-- Begin Materials provided --
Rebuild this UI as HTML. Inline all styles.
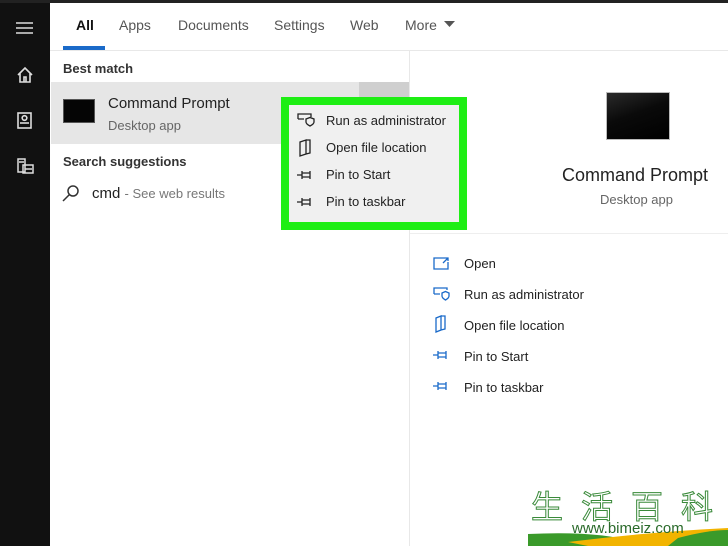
<!DOCTYPE html>
<html><head><meta charset="utf-8"><style>
*{margin:0;padding:0;box-sizing:border-box}
body{width:728px;height:546px;overflow:hidden;background:#fff;font-family:"Liberation Sans",sans-serif;position:relative;color:#222}
.a{position:absolute;white-space:nowrap}
</style></head><body>
<div class="a" style="left:0;top:0;width:50px;height:546px;background:#111"></div>
<div class="a" style="left:0;top:0;width:728px;height:3px;background:#222"></div>
<div class="a" style="left:50px;top:50px;width:678px;height:1px;background:#e8e8e8"></div>
<div class="a" style="left:409px;top:51px;width:1px;height:495px;background:#e8e8e8"></div>
<svg class="a" style="left:15px;top:20px" width="20" height="16" fill="none" stroke="#ddd" stroke-width="1.6"><path d="M1 3H18M1 8H18M1 13H18"/></svg>
<svg class="a" style="left:16px;top:66px" width="18" height="18" fill="none" stroke="#ddd" stroke-width="1.6"><path d="M2 9L9 2L16 9M4 7V16H14V7M8 16V11H10V16"/></svg>
<svg class="a" style="left:16px;top:111px" width="18" height="20" fill="none" stroke="#ddd" stroke-width="1.6"><rect x="2" y="2" width="13" height="15"/><circle cx="8.5" cy="7" r="2.3"/><path d="M4 12H13"/></svg>
<svg class="a" style="left:16px;top:157px" width="20" height="20" fill="none" stroke="#ddd" stroke-width="1.5"><rect x="2" y="2" width="7" height="13"/><rect x="7" y="8" width="10" height="8"/><path d="M3 5H8M9 12H16"/></svg>
<div class="a" style="left:76px;top:17px;font-size:14px;font-weight:bold;color:#111">All</div>
<div class="a" style="left:119px;top:17px;font-size:14px;color:#555">Apps</div>
<div class="a" style="left:178px;top:17px;font-size:14px;color:#555">Documents</div>
<div class="a" style="left:274px;top:17px;font-size:14px;color:#555">Settings</div>
<div class="a" style="left:350px;top:17px;font-size:14px;color:#555">Web</div>
<div class="a" style="left:405px;top:17px;font-size:14px;color:#555">More</div>
<svg class="a" style="left:444px;top:21px" width="12" height="8"><path d="M0 0H11L5.5 6Z" fill="#555"/></svg>
<div class="a" style="left:63px;top:46px;width:42px;height:4px;background:#1a6ac9"></div>
<div class="a" style="left:63px;top:61px;font-size:13px;font-weight:bold;color:#333">Best match</div>
<div class="a" style="left:51px;top:82px;width:358px;height:62px;background:#e6e6e6"></div>
<div class="a" style="left:359px;top:82px;width:50px;height:62px;background:#cfcfcf"></div>
<div class="a" style="left:63px;top:99px;width:32px;height:24px;background:#050505;border:1px solid #555"></div>
<div class="a" style="left:108px;top:95px;font-size:15px;color:#222">Command Prompt</div>
<div class="a" style="left:108px;top:118px;font-size:13px;color:#666">Desktop app</div>
<div class="a" style="left:63px;top:154px;font-size:13px;font-weight:bold;color:#333">Search suggestions</div>
<svg class="a" style="left:62px;top:184px" width="18" height="18" fill="none" stroke="#333" stroke-width="1.5"><circle cx="11" cy="7" r="5"/><path d="M7.5 10.5L1 17"/></svg>
<div class="a" style="left:92px;top:185px;font-size:15px;color:#222">cmd <span style="font-size:13px;color:#777">- See web results</span></div>
<div class="a" style="left:281px;top:97px;width:186px;height:133px;border:8px solid #1eee14;background:#f0f0f0"></div>
<div class="a" style="left:326px;top:107px;font-size:13px;color:#222;line-height:27px">Run as administrator<br>Open file location<br>Pin to Start<br>Pin to taskbar</div>
<svg class="a" style="left:296px;top:106px" width="22" height="110" fill="none" stroke="#222" stroke-width="1.3">
<path d="M2 13V8H15V11M2 13H8"/><path d="M10 13L14 11.5L18 13V16C18 18 14 20 14 20C14 20 10 18 10 16Z"/>
<path d="M4 36L10 34V48L4 50Z M10 34H14V47L10 48"/>
<path d="M1 69H6M6 65V73M6 67H14V71H6M14 65V73"/>
<path d="M1 96H6M6 92V100M6 94H14V98H6M14 92V100"/>
</svg>
<div class="a" style="left:606px;top:92px;width:64px;height:48px;background:linear-gradient(160deg,#2a2a2a 0%,#0a0a0a 45%,#000 100%);border:1px solid #bbb"></div>
<div class="a" style="left:562px;top:165px;font-size:18px;color:#222">Command Prompt</div>
<div class="a" style="left:600px;top:192px;font-size:13px;color:#666">Desktop app</div>
<div class="a" style="left:410px;top:233px;width:318px;height:1px;background:#eee"></div>
<div class="a" style="left:464px;top:248px;font-size:13px;color:#222;line-height:31px">Open<br>Run as administrator<br>Open file location<br>Pin to Start<br>Pin to taskbar</div>
<svg class="a" style="left:432px;top:255px" width="22" height="140" fill="none" stroke="#1a6ac9" stroke-width="1.3">
<path d="M12 3H2V14H16V7M12 3H16V6M16 3L11 8"/>
<path d="M2 39V33H15V35M2 39H8"/><path d="M10 38L13.5 36.5L17 38V41C17 43 13.5 45 13.5 45C13.5 45 10 43 10 41Z"/>
<path d="M4 63L9 61V75L4 77Z M9 61H13V74L9 75"/>
<path d="M1 100H6M6 96V104M6 98H14V102H6M14 96V104"/>
<path d="M1 131H6M6 127V135M6 129H14V133H6M14 127V135"/>
</svg>
<div class="a" style="left:528px;top:484px;width:200px;height:62px;background:#fff"></div>
<svg class="a" style="left:528px;top:526px" width="200" height="20"><path d="M0 8Q80 4 120 20H0Z" fill="#3a9a2a"/><path d="M40 16Q120 6 200 2V20H60Z" fill="#f2b400"/><path d="M150 12Q180 4 200 4V20H140Z" fill="#3a9a2a"/></svg>
<div class="a" style="left:531px;top:487px;font-size:32px;color:#fff;-webkit-text-stroke:1px #3a8a3a;font-family:'Noto Sans CJK SC',sans-serif;letter-spacing:18px;line-height:36px">生活百科</div>
<div class="a" style="left:572px;top:520px;font-size:15px;color:#2a6a2a">www.bimeiz.com</div>
</body></html>
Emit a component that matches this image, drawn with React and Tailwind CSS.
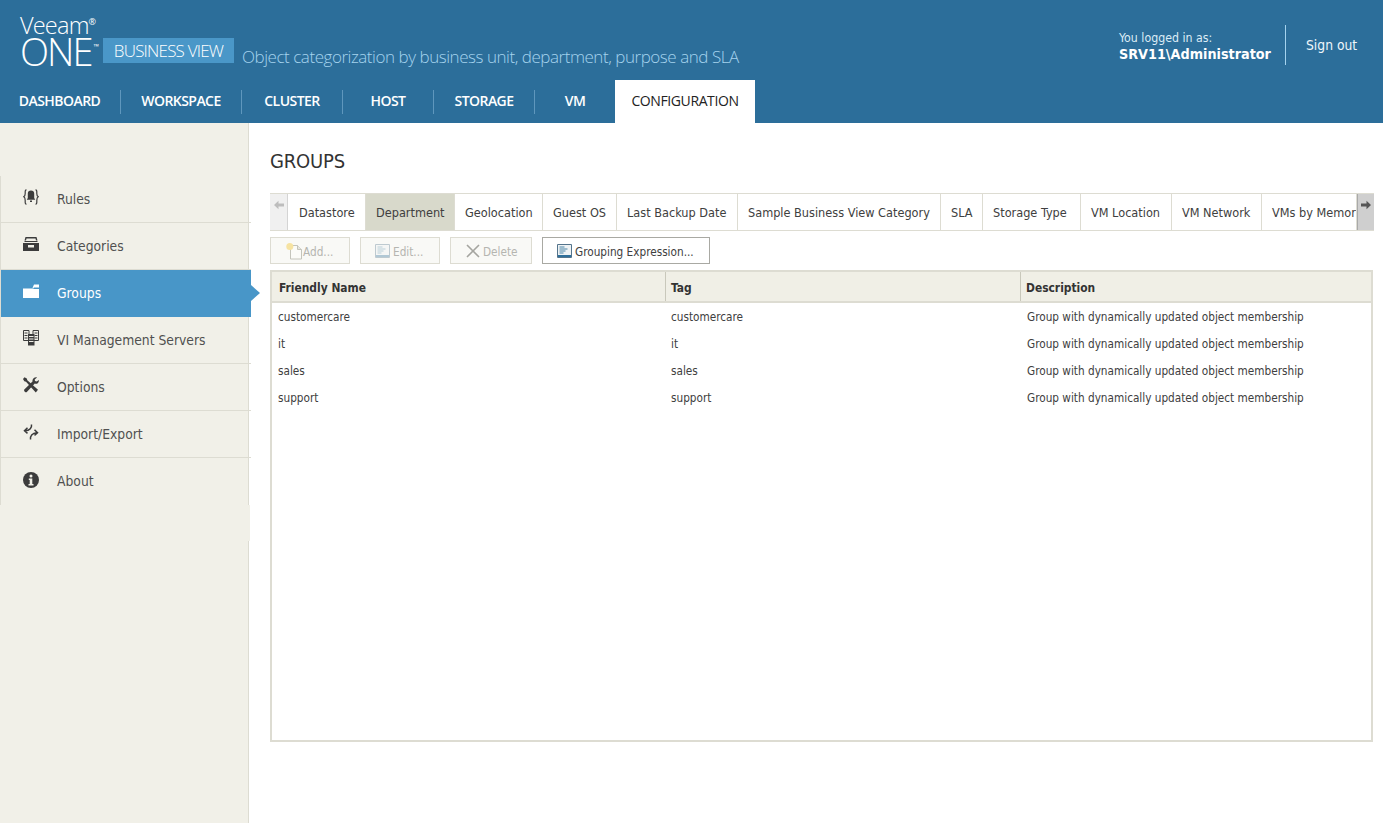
const F = "font-['DejaVu_Sans_Condensed','DejaVu_Sans',sans-serif]";

function RulesIcon() {
  return (
    <svg width="16" height="16" viewBox="0 0 16 16" fill="none">
      <path d="M3.500 .8C2 .8 2.200 2.500 2.200 4.500S2 7 .8 7.800C2 8.500 2.200 9.500 2.200 11.500s-.2 3.700 1.300 3.700M12.500 .8c1.500 0 1.300 1.700 1.300 3.700S14 7 15.200 7.800C14 8.500 13.800 9.500 13.800 11.500s.2 3.700-1.300 3.700" stroke="#3c3c3c" strokeWidth="1.200" />
      <path d="M8 1.500c2 0 3.200 1.200 3.200 3v4.500l1 1.800H3.800l1-1.800V4.500c0-1.800 1.200-3 3.200-3zM7 11.500h2v1.500H7z" fill="#3c3c3c" />
    </svg>
  );
}
function CategoriesIcon() {
  return (
    <svg width="16" height="16" viewBox="0 0 16 16">
      <path d="M2.500 1h11l1 3.500H13l-.5-2h-9l-.5 2H1.500z" fill="#3c3c3c" />
      <path d="M1.500 5h13v1h-13z" fill="#3c3c3c" />
      <path d="M0 7h16v8H0z" fill="#3c3c3c" />
      <path d="M5 9h6v2.500H5z" fill="#f1f0e8" />
    </svg>
  );
}
function FolderIcon() {
  return (
    <svg width="16" height="16" viewBox="0 0 16 16" fill="#fff">
      <path d="M0 5 L9.500 5 L11 1.500 H16 V4.500 H10.800 L10.500 5.500 H0Z" />
      <path d="M0 6h16v9H0z" />
    </svg>
  );
}
function ServersIcon() {
  return (
    <svg width="16" height="16" viewBox="0 0 16 16" fill="none" stroke="#3c3c3c">
      <path d="M.5 .5h5.500v10H.5zM10 .5h5.500v10H10z" />
      <path d="M1.500 3h3M1.500 5.500h3M1.500 8h3M11.500 3h3M11.500 5.500h3M11.500 8h3" />
      <path d="M5 4h6.500v11.500H5z" fill="#3c3c3c" stroke="none" />
      <path d="M6 6.500h4.500M6 9h4.500M6 11.500h4.500" stroke="#f1f0e8" />
    </svg>
  );
}
function ToolsIcon() {
  return (
    <svg width="16" height="16" viewBox="0 0 16 16" fill="#3c3c3c">
      <path d="M1.500 .3 3.800 1.500 4.300 3.300 15 12.800 12.800 15.500 3 4.800 1.300 4.300 0 2z" />
      <path d="M15.800 3c.5 2.300-1.700 4.500-4 3.600L3.800 15c-1 1-3.500-1.200-2.500-2.500l8.200-8.100C9 2 11.500-.2 14 .4l-2.300 2 .3 1.700 1.700.4z" />
    </svg>
  );
}
function ImportIcon() {
  return (
    <svg width="16" height="16" viewBox="0 0 16 16" fill="none" stroke="#3c3c3c" strokeWidth="1.500">
      <path d="M8.500 .5C9 3.500 7 6.500 2 6.800M4.500 3.800 1.500 6.800l3 2.500" />
      <path d="M7.500 15.500C7 12 9 9 14 8.800M11.500 5.800l3 3-3 2.500" />
    </svg>
  );
}
function InfoIcon() {
  return (
    <svg width="16" height="16" viewBox="0 0 16 16">
      <circle cx="8" cy="8" r="8" fill="#3c3c3c" />
      <circle cx="8" cy="4" r="1.500" fill="#f1f0e8" />
      <path d="M5.800 6.500h3.500v5.500h1.200v1.500h-5V12h1.200V8H5.800z" fill="#f1f0e8" />
    </svg>
  );
}
function DocIcon({ faded }) {
  return (
    <svg width="15" height="14" viewBox="0 0 15 14" className={faded ? "opacity-35" : ""}>
      <path d="M.5 .5h14v13H.5z" fill="#eef2f4" stroke="#54748c" />
      <path d="M2.500 3h5M2.500 5h8M2.500 7h6M2.500 9h4" stroke="#4d86a8" />
      <path d="M1 11h13v2H1z" fill="#2f6f9a" />
    </svg>
  );
}
function AddIcon() {
  return (
    <svg width="18" height="18" viewBox="0 0 18 18">
      <path d="M5.500 3.500h7l4 4v9.500h-11z" fill="#fbfbf8" stroke="#c4c4bb" />
      <path d="M12.500 3.500v4h4" fill="#e6e6df" stroke="#c4c4bb" />
      <circle cx="4.800" cy="4.500" r="3.500" fill="#f6e3a2" />
    </svg>
  );
}
function DeleteIcon() {
  return (
    <svg width="14" height="14" viewBox="0 0 14 14">
      <path d="M1 1l12 12M13 1 1 13" stroke="#a5a5a0" strokeWidth="1.600" />
    </svg>
  );
}
function Arrow({ color, flip }) {
  return (
    <svg width="10" height="10" viewBox="0 0 10 10" fill={color} className={flip ? "-scale-x-100" : ""}>
      <path d="M0 5 4.500 .8V3.500H10v3H4.500v2.700z" />
    </svg>
  );
}

const side = [
  ["Rules", <RulesIcon />],
  ["Categories", <CategoriesIcon />],
  ["Groups", <FolderIcon />, true],
  ["VI Management Servers", <ServersIcon />],
  ["Options", <ToolsIcon />],
  ["Import/Export", <ImportIcon />],
  ["About", <InfoIcon />],
];
const nav = [
  ["DASHBOARD", "w-[121px]"],
  ["WORKSPACE", "w-[121px]"],
  ["CLUSTER", "w-[101px]"],
  ["HOST", "w-[91px]"],
  ["STORAGE", "w-[101px]"],
  ["VM", "w-[80px]"],
];
const tabs = [
  ["Datastore", "w-[77px]"],
  ["Department", "w-[89px]", true],
  ["Geolocation", "w-[88px]"],
  ["Guest OS", "w-[74px]"],
  ["Last Backup Date", "w-[121px]"],
  ["Sample Business View Category", "w-[203px]"],
  ["SLA", "w-[42px]"],
  ["Storage Type", "w-[98px]"],
  ["VM Location", "w-[91px]"],
  ["VM Network", "w-[90px]"],
  ["VMs by Memory", "w-[95px]"],
];
const rows = ["customercare", "it", "sales", "support"];

export default function App() {
  return (
    <div className={`${F} h-[823px] w-[1383px] overflow-hidden bg-white flex flex-col`}>
      <header className="h-[123px] bg-[#2c6e9a] flex flex-col shrink-0">
        <div className="h-[80px] flex font-['Open_Sans',sans-serif]">
          <div className="w-[103px] pl-[20px] pt-[13px] text-white font-light">
            <div className="text-[23.500px] leading-[24px] tracking-[-0.8px]">Veeam<sup className="text-[9px] font-normal -top-[9px] tracking-normal">®</sup></div>
            <div className="text-[38px] leading-[30px] tracking-[-2px] mt-[-1px]">ONE<sup className="text-[7px] font-normal tracking-normal -top-[17px] left-[2px]">™</sup></div>
          </div>
          <div className="mt-[38px] w-[131px] h-[25px] bg-[#4a97c8] text-white text-[17px] font-light leading-[25px] text-center tracking-[-0.8px]">BUSINESS VIEW</div>
          <div className="ml-[8px] mt-[44px] text-[#a5d3ee] text-[17px] font-light leading-[25px] tracking-[-0.46px] whitespace-nowrap">Object categorization by business unit, department, purpose and SLA</div>
          <div className={`${F} ml-auto flex items-center h-[40px] mt-[25px] text-white`}>
            <div className="w-[166px] text-[12.250px] leading-[15px] pt-[3px]">
              <div className="text-[#dcecf6]">You logged in as:</div>
              <div className="font-bold text-[14.250px] leading-[17px]">SRV11\Administrator</div>
            </div>
            <div className="w-px h-[40px] bg-[#a5d3ee]" />
            <div className="w-[97px] pl-[20px] text-[13.750px] text-[#eef6fb]">Sign out</div>
          </div>
        </div>
        <nav className="h-[43px] flex text-[14px] font-['Open_Sans',sans-serif]">
          {nav.map(([t, w], i) => (
            <div key={t} className={`${w} h-full flex items-center justify-center text-white font-semibold tracking-[-0.55px]`}>
              <div className={`w-full h-[24px] leading-[21px] text-center ${i < 5 ? "border-r border-[#5f97bd]" : ""} ${i === 0 ? "pr-[1px]" : ""}`}>{t}</div>
            </div>
          ))}
          <div className="w-[140px] h-full bg-white text-[#222] flex items-center justify-center pb-[3px] tracking-[-0.4px]">CONFIGURATION</div>
        </nav>
      </header>

      <div className="flex-1 flex min-h-0">
        <aside className="w-[249px] bg-[#f1f0e8] border-r border-[#dddcd2] pt-[53px] shrink-0 text-[13.750px] text-[#505050]">
          <div className="border-l border-[#dddcd2]">
            {side.map(([t, icon, active], i) => (
              <div key={t} className={`relative w-[250px] h-[47px] flex items-center pl-[22px] ${i === 6 ? "" : "border-b"} ${active ? "bg-[#4896c8] text-white border-[#4896c8]" : "border-[#dddcd2]"}`}>
                <span className="w-[34px] flex -mt-[4px]">{icon}</span>
                <span>{t}</span>
                {active && <span className="absolute left-[250px] top-[15px] border-y-[8px] border-l-[9px] border-y-transparent border-l-[#4896c8]" />}
              </div>
            ))}
          </div>
          <div className="w-[250px] h-[36px] bg-[#f1f0e8]" />
        </aside>

        <main className="flex-1 pl-[21px] pr-[9px] text-[11.700px] text-[#404040]">
          <h1 className="text-[20px] leading-[24px] text-[#333] pt-[26px] h-[70px] tracking-[-0.2px]">GROUPS</h1>

          <div className="h-[38px] flex border-y border-[#dddcd2] bg-white">
            <div className="w-[18px] bg-[#f0f0f0] border-r border-[#d4d4d4] flex justify-center pt-[6px]"><Arrow color="#bdbdbd" /></div>
            <div className="flex-1 flex overflow-hidden pl-px">
              {tabs.map(([t, w, on]) => (
                <div key={t} className={`${w} shrink-0 pl-[10px] pt-[3px] whitespace-nowrap overflow-hidden flex items-center text-[12.600px] border-r border-[#dddcd2] ${on ? "bg-[#d8d9cb]" : ""}`}>{t}</div>
              ))}
            </div>
            <div className="w-[17px] bg-[#cfcfcf] border-l border-[#a9a9a9] flex justify-center pt-[6px]"><Arrow color="#555" flip /></div>
          </div>

          <div className="flex mt-[6px] gap-[10px] h-[27px] text-[11.700px]">
            <div className="w-[80px] border border-[#dddcd2] bg-[#f9f9f6] text-[#b5b5b0] flex items-center pl-[14px]"><AddIcon /><span className="pt-[4px]">Add...</span></div>
            <div className="w-[80px] border border-[#dddcd2] bg-[#f9f9f6] text-[#b5b5b0] flex items-center pl-[14px] gap-[3px]"><DocIcon faded /><span className="pt-[4px]">Edit...</span></div>
            <div className="w-[82px] border border-[#dddcd2] bg-[#f9f9f6] text-[#b5b5b0] flex items-center pl-[15px] gap-[3px]"><DeleteIcon /><span className="pt-[4px]">Delete</span></div>
            <div className="w-[168px] border border-[#a9a9a3] bg-white text-[#404040] flex items-center pl-[14px] gap-[3px]"><DocIcon /><span className="pt-[4px]">Grouping Expression...</span></div>
          </div>

          <div className="mt-[6px] h-[472px] border-2 border-[#dddcd2] w-[1103px]">
            <div className="h-[31px] flex bg-[#f0efe6] border-b-2 border-[#dddcd2] font-bold text-[11.900px] text-[#333] items-center">
              <div className="w-[394px] h-full flex items-center pl-[7px] pt-[4px] border-r border-[#c9c8bb]">Friendly Name</div>
              <div className="w-[355px] h-full flex items-center pl-[5px] pt-[4px] border-r border-[#c9c8bb]">Tag</div>
              <div className="flex-1 pl-[5px] pt-[4px]">Description</div>
            </div>
            <div className="pt-[1px]">
              {rows.map((r) => (
                <div key={r} className="flex h-[27px] items-center">
                  <div className="w-[393px] pl-[6px]">{r}</div>
                  <div className="w-[356px] pl-[6px]">{r}</div>
                  <div className="pl-[6px]">Group with dynamically updated object membership</div>
                </div>
              ))}
            </div>
          </div>
        </main>
      </div>
    </div>
  );
}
-- End Materials provided --
**Work to do:**
Gather each line from the listing above that holds "with".

**The output:**
Emit a component that matches this image, drawn with React and Tailwind CSS.
                  <div className="pl-[6px]">Group with dynamically updated object membership</div>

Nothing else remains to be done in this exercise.